Nanogaps Between Metals Create Light Ten Thousand Times Brighter Than Expected

Nanogaps between plasmonic electrodes produced 10,000 times more light than expected. Hot electrons were created by electrons driven to tunnel between gold electrodes, their recombination with holes emitted bright light, and the greater the input voltage, the brighter the light.

This could be useful for applications in optoelectronics, quantum optics and photocatalysis.

The effect depends upon the metal’s plasmons, ripples of energy that flow across its surface.

Researchers formed several metals into microscopic, bow tie-shaped electrodes with nanogaps, a test bed developed by the lab that lets them perform simultaneous electron transport and optical spectroscopy. Gold was the best performer among electrodes they tried, including compounds with plasmon-damping chromium and palladium chosen to help define the plasmons’ part in the phenomenon.

“If the plasmons’ only role is to help couple the light out, then the difference between working with gold and something like palladium might be a factor of 20 or 50,” Natelson said. “The fact that it’s a factor of 10,000 tells you that something different is going on.”

The reason appears to be that plasmons decay “almost immediately” into hot electrons and holes, he said. “That continuous churning, using current to kick the material into generating more electrons and holes, gives us this steady-state hot distribution of carriers, and we’ve been able to maintain it for minutes at a time,” Natelson said.
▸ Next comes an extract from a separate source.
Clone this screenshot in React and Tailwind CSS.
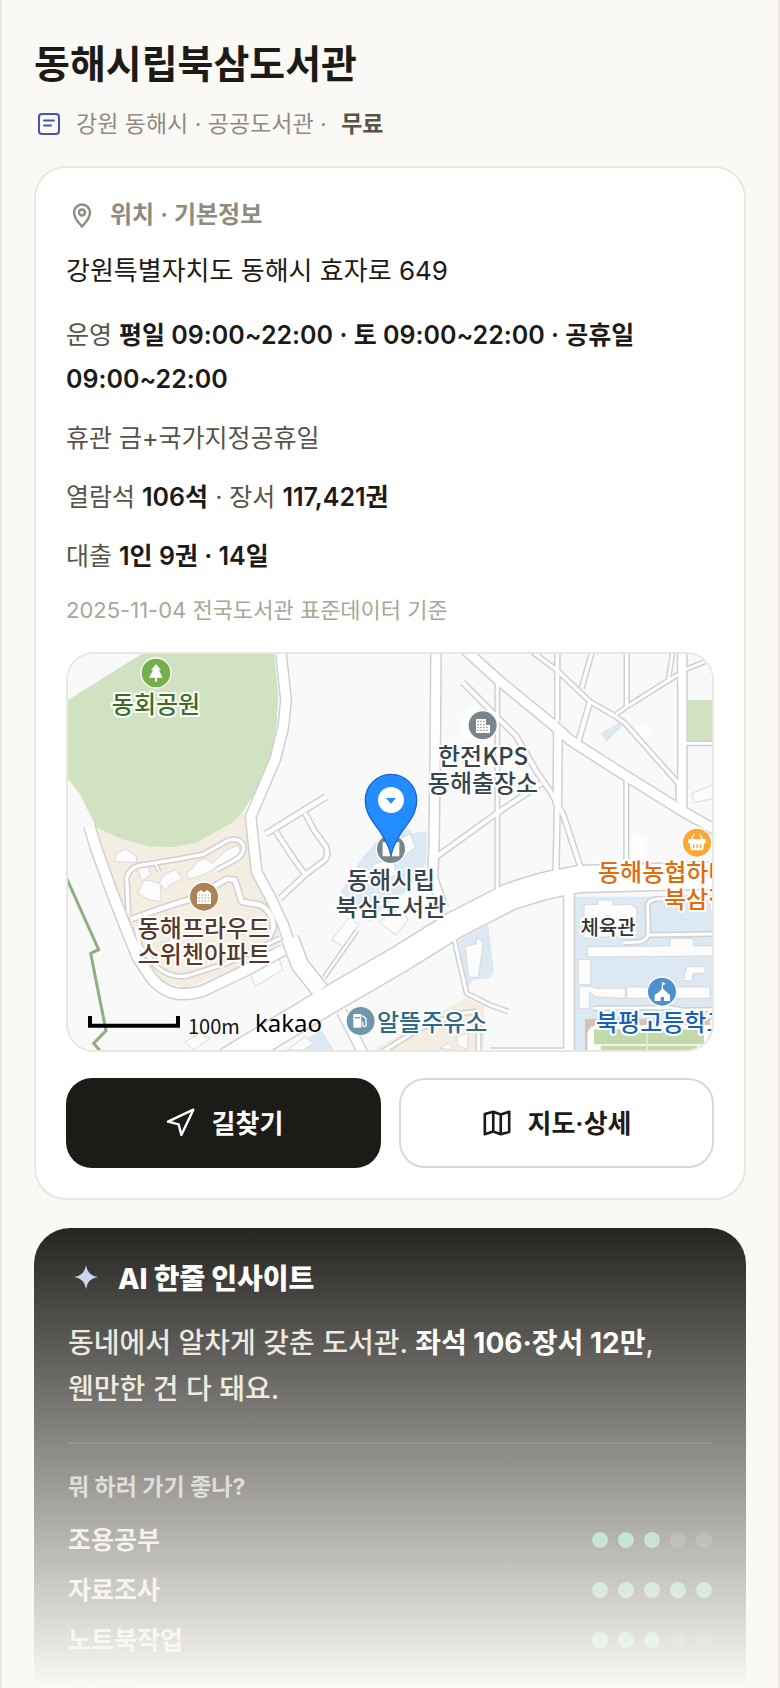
import { Navigation } from 'lucide-react';

// road centre lines, drawn at three units per map pixel
const roads = [
  { w: 28, d: 'M660 0L678 165 670 245 646 342 572 515 580 590 590 680 630 755 670 840 690 900' },
  { w: 48, d: 'M690 880L720 960 780 1035' },
  { w: 30, d: 'M88 543L105 600 155 740 204 865 233 937 275 1000Q315 1047 365 1047 400 1047 430 1037L560 975 670 915' },
  { w: 78, d: 'M500 1250L790 1075 1020 942 1180 842 1350 755Q1440 725 1490 715L1560 702 1700 698 2000 690' },
  { w: 27, d: 'M1128 0L1126 300 1122 600 1118 700 1150 790' },
  { w: 27, d: 'M1200 0L1315 105 1480 240 1530 285 1685 385 1870 500 1980 562' },
  { w: 9, d: 'M1312 110V760' },
  { w: 11, d: 'M1492 0V230' },
  { w: 22, d: 'M1494 240L1492 480' },
  { w: 14, d: 'M1492 470L1488 680' },
  { w: 10, d: 'M1390 0L1490 75 1590 170 1665 213 1695 235 1855 415V470' },
  { w: 10, d: 'M1602 0L1565 130' },
  { w: 10, d: 'M1700 0V185' },
  { w: 9, d: 'M1668 208L1700 185 1855 88' },
  { w: 8, d: 'M1842 0L1825 105' },
  { w: 24, d: 'M1867 0V490' },
  { w: 8, d: 'M1870 76L1980 32' },
  { w: 8, d: 'M1870 295H1980' },
  { w: 12, d: 'M1590 170L1555 290' },
  { w: 12, d: 'M1208 112L1330 235 1370 275 1430 380 1475 445 1510 510 1566 680' },
  { w: 12, d: 'M1130 635L1310 505 1445 415' },
  { w: 10, d: 'M1699 400V660' },
  { w: 14, d: 'M798 455L617 567' },
  { w: 12, d: 'M648 560L690 625 735 688' },
  { w: 12, d: 'M735 505L765 560 798 605Q806 630 795 645L735 690 660 760' },
  { w: 7, d: 'M792 998L892 855' },
  { w: 9, d: 'M1183 885L1220 1045 1290 1080 1345 1100' },
  { w: 28, d: 'M1527 745V1230' },
  { w: 26, d: 'M845 1100L912 1230' },
  { w: 10, d: 'M205 805L200 700Q203 675 235 662L350 643 430 628 500 588Q535 575 550 600 555 625 530 642L470 675' },
  { w: 14, d: 'M215 822L320 785 400 760 500 702 525 705 545 770 600 780Q640 800 640 850L625 880' },
  { w: 10, d: 'M228 845L240 905 290 965Q330 1000 380 993L500 955 660 880' },
  { w: 6, d: 'M285 655L298 680' },
  { w: 9, d: 'M1980 758L1790 762Q1760 765 1763 790L1765 860Q1765 885 1740 890L1690 893' },
  { w: 9, d: 'M1765 870L1980 867' },
  { w: 8, d: 'M1600 1090L1830 1088 1870 1095 1980 1093' },
  { w: 10, d: 'M960 1225L1080 1150 1200 1105 1250 1100' },
  { w: 10, d: 'M1256 1130V1240' },
  { w: 4, d: 'M1290 1213H1515' },
];

const buildings = [
  '163,650 170,625 196,612 228,632 230,653',
  '232,668 262,658 272,690 245,708',
  '232,745 255,705 300,715 305,770 270,765',
  '298,715 312,690 330,680 348,675 368,700 330,720 316,735',
  '378,685 400,668 410,650 436,640 455,655 500,615 535,600 545,635 480,660 440,685 388,703',
  '816,885 865,820 898,838 850,905',
  '957,830 1020,790 1045,825 1008,870',
  '570,985 655,935 668,975 585,1025',
  '375,1190 420,1165 450,1180 400,1215',
  '680,1215 735,1175 760,1195 730,1215',
  '1010,590 1050,565 1066,605 1032,635',
  '935,660 1000,640 1010,690 960,710',
  '1215,905 1247,897 1250,880 1263,882 1265,892 1270,893 1255,997 1227,997',
  '1895,445 1960,418 1960,460 1903,473',
  '1572,780 1612,778 1614,765 1658,765 1658,780 1712,778 1730,790 1730,870 1572,880',
  '1582,905 1830,903 1830,880 1900,880 1900,903 1970,903 1970,933 1582,936',
  '1555,944 1592,944 1592,1018 1555,1018',
  '1557,1025 1595,1025 1605,1030 1696,1030 1696,1060 1605,1055 1588,1040 1588,1090 1557,1090',
  '1698,1026 1950,1026 1950,1060 1700,1060',
  '1880,965 1935,965 1935,985 1900,985 1895,1008 1870,1006',
  '1188,1175 1225,1165 1222,1215 1195,1200',
  '1140,1210 1165,1195 1185,1215',
  '300,895 345,880 350,905 310,920',
  '520,840 580,815 600,850 540,870',
];

const labels = [
  { x: 96, y: 68, fill: '#3c6e24', text: '동회공원' },
  { x: 423, y: 120, fill: '#36454d', text: '한전KPS' },
  { x: 423, y: 147, fill: '#36454d', text: '동해출장소' },
  { x: 331, y: 244, fill: '#36454d', text: '동해시립' },
  { x: 331, y: 271, fill: '#36454d', text: '북삼도서관' },
  { x: 144, y: 292, fill: '#5a3828', text: '동해프라우드' },
  { x: 144, y: 318, fill: '#5a3828', text: '스위첸아파트' },
];

const edgeLabels = [
  { x: 317, y: 386, fill: '#2d6b87', text: '알뜰주유소' },
  { x: 538, y: 236, fill: '#e06c0c', text: '동해농협하나로마트' },
  { x: 604, y: 263, fill: '#e06c0c', text: '북삼점' },
  { x: 536, y: 386, fill: '#1862b6', text: '북평고등학교' },
];

const uses = [
  { name: '조용공부', score: 3 },
  { name: '자료조사', score: 5 },
  { name: '노트북작업', score: 3 },
  { name: '아이랑', score: 4 },
];

function KakaoMap() {
  return (
    <svg
      viewBox="8 9 644 396"
      preserveAspectRatio="xMidYMid slice"
      className="block w-full h-full font-['Noto_Sans_CJK_KR',sans-serif]"
      role="img"
      aria-label="지도"
    >
      <rect x="0" y="0" width="660" height="414" fill="#f9f9f9" />
      <g transform="scale(.33333)">
        <path fill="#f3ede2" d="M110 548L340 600 515 530 550 495 560 560 572 640 590 700 635 800 665 890 560 960 380 1028 310 1012 250 940 215 850 190 800 150 690z" />
        <path fill="#d0e2c1" d="M24 165L245 27H642L655 150 650 240 630 340 580 450 548 500 515 535 408 593 340 606 265 604 185 582 110 548 60 448 24 402z" />
        <path fill="#d0e2c1" d="M1883 165H1965V288H1883z" />
        <path fill="#dde9f2" d="M975 560L1035 540 1060 565 1100 558V650L1040 740 985 775 930 830 905 800 842 740 905 640z" />
        <path fill="#dde9f2" d="M1195 885L1285 840 1302 980 1290 1000 1240 1005 1222 1028z" />
        <path fill="#dde9f2" d="M1545 755H1980V1230H1545z" />
        <path fill="#dde9f2" d="M680 1215L785 1155 822 1215z" />
        <path fill="#dde9f2" d="M1622 265L1675 233 1688 243 1640 290z" />
        <path fill="#f3ede2" d="M940 1215L1220 1058 1272 1085V1215z" />
        <path fill="#d7c1b5" d="M1575 1122H1970V1220H1575z" />
        <path fill="#fdfdfd" d="M1582 1230V1165Q1585 1145 1610 1140H1960V1230z" />
        <path fill="#c3d9ac" d="M1602 1153H1932V1198H1602zM1622 1202H1912V1220H1622z" />
        <path stroke="#e3eed8" strokeWidth="4" d="M1762 1150V1220" />
        <path fill="#fdfdfd" d="M1235 180L1300 235 1215 290 1195 230zM1725 250L1755 230 1778 270 1750 285zM1700 560L1760 575 1755 640H1700z" />
        {buildings.map((points) => (
          <polygon key={points} points={points} fill="#fcfcfd" stroke="#d9d9d9" strokeWidth="3" />
        ))}
        <g fill="none" stroke="#d0d0d0" strokeLinejoin="round">
          {roads.map((r) => (
            <path key={r.d} d={r.d} strokeWidth={r.w + 9} />
          ))}
        </g>
        <g fill="none" stroke="#fff" strokeLinejoin="round">
          {roads.map((r) => (
            <path key={r.d} d={r.d} strokeWidth={r.w} />
          ))}
        </g>
        <path fill="none" stroke="#8fae83" strokeWidth="9" d="M20 700L116 914 92 925 138 1157 101 1195 122 1220" />

        <g stroke="#fff" strokeWidth="4">
          <circle cx="288" cy="84" r="45" fill="#76b04a" />
          <circle cx="1268" cy="241" r="44" fill="#78868c" />
          <circle cx="432" cy="755" r="44" fill="#ac8453" />
          <circle cx="993" cy="612" r="44" fill="#78868c" />
          <circle cx="902" cy="1128" r="44" fill="#6f96aa" />
          <circle cx="1911" cy="593" r="44" fill="#fba733" />
          <circle cx="1806" cy="1040" r="44" fill="#4f91cf" />
        </g>
        <g fill="#fff">
          <path d="M288 57L303 76H297L308 98H291V110H285V98H267L279 76H273z" />
          <path d="M1248 222H1278V240H1290V264H1248z" />
          <path d="M411 745L422 735 432 742 442 735 453 745V777H411z" />
          <path d="M968 592H990V634H968zM996 592H1018V634H996z" />
          <path d="M880 1107H904V1148H880z" />
          <path d="M1885 583H1937V595H1933L1929 616H1893L1889 595H1885z" />
          <path d="M1784 1068V1050L1796 1042 1808 1030 1820 1042 1830 1050V1068H1812V1056H1802V1068zM1806 1010L1818 1017 1809 1020V1034H1805z" />
        </g>
        <g fill="none" stroke="#fff" strokeWidth="4">
          <path d="M906 1112L918 1120V1142Q912 1148 908 1140V1130" />
          <path d="M1894 585L1902 568M1928 585L1920 568" />
        </g>
        <path stroke="#78868c" strokeWidth="4" strokeDasharray="4 5" d="M1252 229H1276M1252 238H1276M1252 247H1288M1252 256H1288" />
        <path stroke="#ac8453" strokeWidth="3" strokeDasharray="4 5" d="M416 750H450M416 759H450M416 768H450" />
        <path stroke="#fba733" strokeWidth="4" d="M1901 598V610M1911 598V610M1921 598V610" />
        <path stroke="#6f96aa" strokeWidth="4" d="M884 1118H900" />

        <path
          fill="#238cff"
          stroke="#1763d6"
          strokeWidth="4"
          d="M993 630C985 595 962 560 940 532 925 512 916 492 916 465A77 77 0 0 1 1070 465C1070 492 1061 512 1046 532 1024 560 1001 595 993 630z"
        />
        <circle cx="993" cy="465" r="39" fill="#fff" />
        <path fill="#238cff" d="M978 459H1008L993 476z" />
        <path fill="none" stroke="#000" strokeWidth="12" d="M90 1113V1142H354V1113" />
      </g>
      <g fontSize="24" fontWeight="500" stroke="#fff" strokeWidth="4" strokeLinejoin="round" paintOrder="stroke">
        {labels.map((l) => (
          <text key={l.text} x={l.x} y={l.y} fill={l.fill} textAnchor="middle">{l.text}</text>
        ))}
        {edgeLabels.map((l) => (
          <text key={l.text} x={l.x} y={l.y} fill={l.fill}>{l.text}</text>
        ))}
        <text x="548" y="290" fontSize="20" fill="#333" textAnchor="middle">체육관</text>
      </g>
      <text x="128" y="389" fontSize="20" fill="#111">100m</text>
      <text x="195" y="387" fontSize="24" fill="#000" className="font-['Noto_Sans',sans-serif]">kakao</text>
    </svg>
  );
}

function Dots({ score }) {
  return (
    <div className="flex gap-[10px]">
      {[1, 2, 3, 4, 5].map((n) => (
        <span key={n} className={`w-4 h-4 rounded-full ${n <= score ? 'bg-[#57b28b]' : 'bg-white/15'}`} />
      ))}
    </div>
  );
}

export default function App() {
  return (
    <div className="relative h-screen overflow-hidden border-x-2 border-[#e9e7e0] bg-[#faf9f5] px-8 pt-[38px] text-[#1c1b17] font-['Inter','Noto_Sans_CJK_KR',sans-serif]">
      <header>
        <h1 className="text-[39px] leading-[52px] font-bold">동해시립북삼도서관</h1>
        <div className="mt-4 flex items-center gap-3 text-[23px] leading-9 text-[#8f8b7f]">
          <svg viewBox="0 0 30 30" className="w-[30px] h-[30px]" fill="none" stroke="#4059ad" strokeWidth="2" strokeLinecap="round">
            <rect x="5" y="5" width="20" height="20" rx="3" />
            <path d="M10 11.5h10M10 16.5h7" />
          </svg>
          <p>
            강원 동해시 · 공공도서관 · <b className="ml-2 font-semibold text-[#57544a]">무료</b>
          </p>
        </div>
      </header>

      <section className="mt-6 rounded-[32px] border-2 border-[#e9e7e0] bg-white px-[30px] pt-[29px] pb-[30px]">
        <h2 className="flex items-center gap-3 text-2xl leading-9 font-semibold text-[#8f8b7f]">
          <svg viewBox="0 0 32 32" className="w-8 h-8" fill="none" stroke="currentColor" strokeWidth="2.4">
            <path d="M16 27.5c-1.5-2-8-7.5-8-14a8 8 0 0 1 16 0c0 6.5-6.5 12-8 14z" />
            <circle cx="16" cy="13.5" r="3" />
          </svg>
          위치 · 기본정보
        </h2>
        <p className="mt-4 text-[26px] leading-[44px]">강원특별자치도 동해시 효자로 649</p>
        <div className="mt-5 flex flex-col gap-[15px] text-[25px] leading-[44px] text-[#57544a] [&_b]:font-semibold [&_b]:text-[#1c1b17]">
          <p>운영 <b>평일 09:00~22:00 · 토 09:00~22:00 · 공휴일 09:00~22:00</b></p>
          <p>휴관 금+국가지정공휴일</p>
          <p>열람석 <b>106석</b> · 장서 <b>117,421권</b></p>
          <p>대출 <b>1인 9권 · 14일</b></p>
        </div>
        <p className="mt-4 text-[22px] leading-8 text-[#aaa699]">2025-11-04 전국도서관 표준데이터 기준</p>

        <div className="mt-[26px] h-[400px] overflow-hidden rounded-[28px] border-2 border-[#e9e7e0]">
          <KakaoMap />
        </div>

        <div className="mt-[26px] grid grid-cols-2 gap-[18px] text-[26px] font-semibold">
          <button className="flex h-[90px] items-center justify-center gap-4 rounded-[26px] bg-[#1c1b17] text-white">
            <Navigation size={32} strokeWidth={1.8} />
            길찾기
          </button>
          <button className="flex h-[90px] items-center justify-center gap-4 rounded-[26px] border-2 border-[#dcd9d0] bg-white">
            <svg viewBox="0 0 32 32" className="w-[30px] h-[30px]" fill="none" stroke="currentColor" strokeWidth="2.8" strokeLinejoin="round">
              <path d="M3 6.500l9-2.500 8 3 9-3v21.500l-9 2.500-8-3-9 3zM12 4v21M20 7v21" />
            </svg>
            지도·상세
          </button>
        </div>
      </section>

      <section className="mt-7 rounded-[36px] bg-[#1c1b17] px-[34px] pt-[33px] pb-10 text-[#e6e2d8]">
        <h2 className="flex items-center gap-[14px] text-[28px] leading-9 font-extrabold text-white">
          <svg viewBox="0 0 36 36" className="w-9 h-9" fill="#c4ceed">
            <path d="M18 4q1.500 10.500 12 12-10.500 1.500-12 12-1.500-10.500-12-12 10.500-1.500 12-12z" />
          </svg>
          AI 한줄 인사이트
        </h2>
        <p className="mt-[23px] text-[28px] leading-[46px] font-medium">
          동네에서 알차게 갖춘 도서관. <b className="font-bold text-white">좌석 106·장서 12만</b>,<br />
          웬만한 건 다 돼요.
        </p>
        <div className="mt-[30px] border-t-2 border-white/10 pt-7">
          <h3 className="text-[23px] leading-[30px] font-bold text-[#bcb9ae]">뭐 하러 가기 좋나?</h3>
          <ul className="mt-[13px] text-[25px] leading-[50px] font-semibold">
            {uses.map((u) => (
              <li key={u.name} className="flex items-center justify-between">
                {u.name}
                <Dots score={u.score} />
              </li>
            ))}
          </ul>
        </div>
      </section>

      <div className="pointer-events-none absolute -inset-x-[2px] bottom-0 h-[480px] bg-linear-to-b from-[#faf9f5]/0 to-[#faf9f5]" />
    </div>
  );
}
Nanoletters – Electrically Driven Hot-Carrier Generation and Above-Threshold Light Emission in Plasmonic Tunnel Junctions

Abstract

Above-threshold light emission from plasmonic tunnel junctions, when emitted photons have energies significantly higher than the energy scale of incident electrons, has attracted much recent interest in nano-optics, while the underlying physics remains elusive. We examine above-threshold light emission in electromigrated tunnel junctions. Our measurements over a large ensemble of devices demonstrate a giant (∼104) material-dependent photon yield (emitted photons per incident electrons). This dramatic effect cannot be explained only by the radiative field enhancement due to localized plasmons in the tunneling gap. Emission is well described by a Boltzmann spectrum with an effective temperature exceeding 2000 K, coupled to a plasmon-modified photonic density of states. The effective temperature is approximately linear in the applied bias, consistent with a suggested theoretical model describing hot-carrier dynamics driven by nonradiative decay of electrically excited localized plasmons. Electrically generated hot carriers and nontraditional light emission could open avenues for active photochemistry, optoelectronics, and quantum optics.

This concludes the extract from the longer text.